In summary, by decomposing the deformable convolution operation into the grid-sample operation and the general convolution operation, the execution efficiency of the deformable convolution operation can be improved (including, but not limited to, reducing the bandwidth requirement for external memory), and the operation can be executed by a relatively low-cost application-specific integrated circuit (ASIC), such as an IPU.

Various functional components or blocks have been described herein. As appreciated by persons skilled in the art, in some embodiments, the functional blocks can preferably be implemented through circuits (either dedicated circuits, or general purpose circuits, which operate under the control of one or more processors and coded instructions), which typically comprise transistors or other circuit elements that are configured in such a way as to control the operation of the circuitry in accordance with the functions and operations described herein.

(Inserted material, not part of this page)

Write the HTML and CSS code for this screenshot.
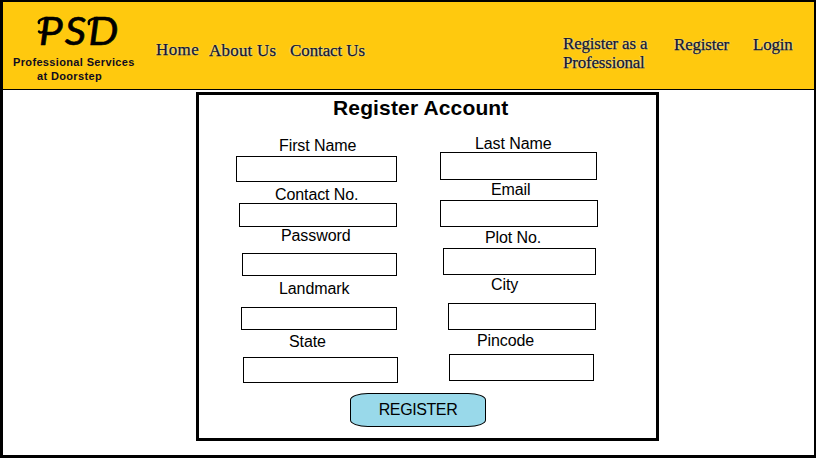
FILE: index.html
```html
<!DOCTYPE html>
<html lang="en">
<head>
<meta charset="utf-8">
<title>PSD - Register Account</title>
<link rel="stylesheet" href="styles.css">
</head>
<body>
<div class="page">
  <header class="header">
    <div class="brand">
      <div class="logo"><span class="wordmark">PSD</span>
        <svg class="swash" width="90" height="36" viewBox="0 0 90 36" aria-hidden="true">
          <path d="M12 5C6 5.500 3 8 4 10M4 18.500C5 20 7 20 9 18"/>
          <path d="M62 5C55 6 53 8 54 11"/>
        </svg>
      </div>
      <div class="tagline">Professional Services</div>
      <div class="tagline second">at Doorstep</div>
    </div>
    <nav class="nav">
      <a class="home">Home</a>
      <a class="about">About Us</a>
      <a class="contact-us">Contact Us</a>
    </nav>
    <nav class="account">
      <a class="pro">Register as a<br>Professional</a>
      <a class="signup">Register</a>
      <a class="login">Login</a>
    </nav>
  </header>
  <form class="panel">
    <h1>Register Account</h1>
    <div class="columns">
      <div class="column left">
        <div class="field first"><label for="first">First Name</label><input id="first"></div>
        <div class="field phone"><label for="phone">Contact No.</label><input id="phone"></div>
        <div class="field password"><label for="password">Password</label><input id="password" type="password"></div>
        <div class="field landmark"><label for="landmark">Landmark</label><input id="landmark"></div>
        <div class="field state"><label for="state">State</label><input id="state"></div>
      </div>
      <div class="column right">
        <div class="field last"><label for="last">Last Name</label><input id="last"></div>
        <div class="field email"><label for="email">Email</label><input id="email"></div>
        <div class="field plot"><label for="plot">Plot No.</label><input id="plot"></div>
        <div class="field city"><label for="city">City</label><input id="city"></div>
        <div class="field pincode"><label for="pincode">Pincode</label><input id="pincode"></div>
      </div>
    </div>
    <button type="button">REGISTER</button>
  </form>
</div>
</body>
</html>
```
FILE: styles.css
```css
* { box-sizing: border-box; }

body {
  margin: 0;
  overflow: hidden;
  background: #fff;
  color: #000;
  font-family: "Liberation Sans", Arial, sans-serif;
}

.page {
  width: 816px;
  height: 458px;
  border: solid #000;
  border-width: 2px 2px 3px 3px;
}

.header {
  display: flex;
  height: 88px;
  background: #ffc90e;
  border-bottom: 1px solid #000;
}

.brand { width: 153px; white-space: nowrap; }

.logo {
  position: relative;
  height: 53px;
  padding: 4px 0 0 36px;
  font: italic 400 39px/48px Lato, sans-serif;
  letter-spacing: 2px;
  -webkit-text-stroke: 0.6px #000;
}

.wordmark {
  display: inline-block;
  transform: scaleX(1.08);
  transform-origin: left;
}

/* pen strokes leading into the P and the D */
.swash {
  position: absolute;
  left: 32px;
  top: 11px;
  fill: none;
  stroke: #000;
  stroke-width: 2.4;
  stroke-linecap: round;
}

.tagline {
  padding-left: 10px;
  font-size: 11px;
  font-weight: bold;
  line-height: 14px;
  letter-spacing: 0.35px;
  color: #100c20;
}

.second { padding-left: 34px; }

.nav, .account {
  display: flex;
  font: 17px/19px "Liberation Serif", serif;
  color: #15152c;
  text-shadow: -1px 0 1px #d8ecff99, 1px 0 1px #d8ecff99;
  -webkit-text-stroke: 0.25px #15152c;
  white-space: nowrap;
}

.nav { width: 407px; padding-top: 38px; }
.home { width: 53px; letter-spacing: 0.4px; }
.about { width: 81px; padding-top: 1px; letter-spacing: 0.2px; }
.contact-us { padding-top: 1px; letter-spacing: -0.1px; }

.account { padding-top: 32px; letter-spacing: -0.2px; }
.pro { width: 111px; }
.signup { width: 79px; padding-top: 1px; }
.login { padding-top: 1px; }

.panel {
  width: 463px;
  height: 349px;
  margin: 2px 0 0 193px;
  border: 3px solid #000;
}

h1 {
  height: 40px;
  margin: 0;
  padding: 1px 0 0 134px;
  font-size: 21px;
  line-height: 24px;
  letter-spacing: 0.15px;
}

.columns { display: flex; height: 258px; }
.column.left { width: 204px; margin-left: 37px; padding-top: 2px; }
.column.right { width: 160px; }

.field { display: flex; flex-direction: column; }
label {
  height: 17px;
  font-size: 16px;
  line-height: 17px;
  letter-spacing: -0.1px;
  white-space: nowrap;
}

input {
  margin: 0;
  padding: 0 4px;
  border: 1px solid #000;
  border-radius: 0;
  background: #fff;
  font: inherit;
}

.first label { padding-left: 43px; }
.first input { width: 161px; height: 26px; margin-top: 2px; }

.phone { margin: 4px 0 0 3px; }
.phone label { padding-left: 36px; }
.phone input { width: 158px; height: 24px; }

.password { margin-left: 6px; }
.password label { padding-left: 39px; }
.password input { width: 155px; height: 23px; margin-top: 9px; }

.landmark { margin: 4px 0 0 5px; }
.landmark label { padding-left: 38px; }
.landmark input { width: 156px; height: 23px; margin-top: 10px; }

.state { margin: 3px 0 0 7px; }
.state label { padding-left: 46px; }
.state input { width: 155px; height: 26px; margin-top: 7px; }

.last label { padding-left: 35px; }
.last input { width: 157px; height: 28px; }

.email { margin-top: 1px; }
.email label { padding-left: 51px; }
.email input { width: 158px; height: 27px; margin-top: 2px; }

.plot { margin: 2px 0 0 3px; }
.plot label { padding-left: 42px; }
.plot input { width: 153px; height: 27px; margin-top: 2px; }

.city { margin: 1px 0 0 8px; }
.city label { padding-left: 43px; }
.city input { width: 148px; height: 27px; margin-top: 10px; }

.pincode { margin: 2px 0 0 9px; }
.pincode label { padding-left: 28px; }
.pincode input { width: 145px; height: 27px; margin-top: 5px; }

button {
  display: block;
  width: 136px;
  height: 34px;
  margin-left: 151px;
  padding: 0;
  border: 1px solid #000;
  border-radius: 18px / 7px;
  background: #99d9ea;
  color: #000;
  font: 16px/32px "Liberation Sans", Arial, sans-serif;
  letter-spacing: -0.4px;
}
```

As further appreciated by persons skilled in the art, the specific structure or interconnections of the circuit elements can typically be determined by a compiler, such as a register transfer language (RTL) compiler. RTL compilers operate upon scripts that closely resemble assembly language code, to compile the script into a form that is used for the layout or fabrication of the ultimate circuitry. Indeed, RTL is well known for its role and use in the facilitation of the design process of electronic and digital systems.

The aforementioned descriptions represent merely the preferred embodiments of the present invention, without any intention to limit the scope of the present invention thereto. Various equivalent changes, alterations, or modifications based on the claims of the present invention are all consequently viewed as being embraced by the scope of the present invention.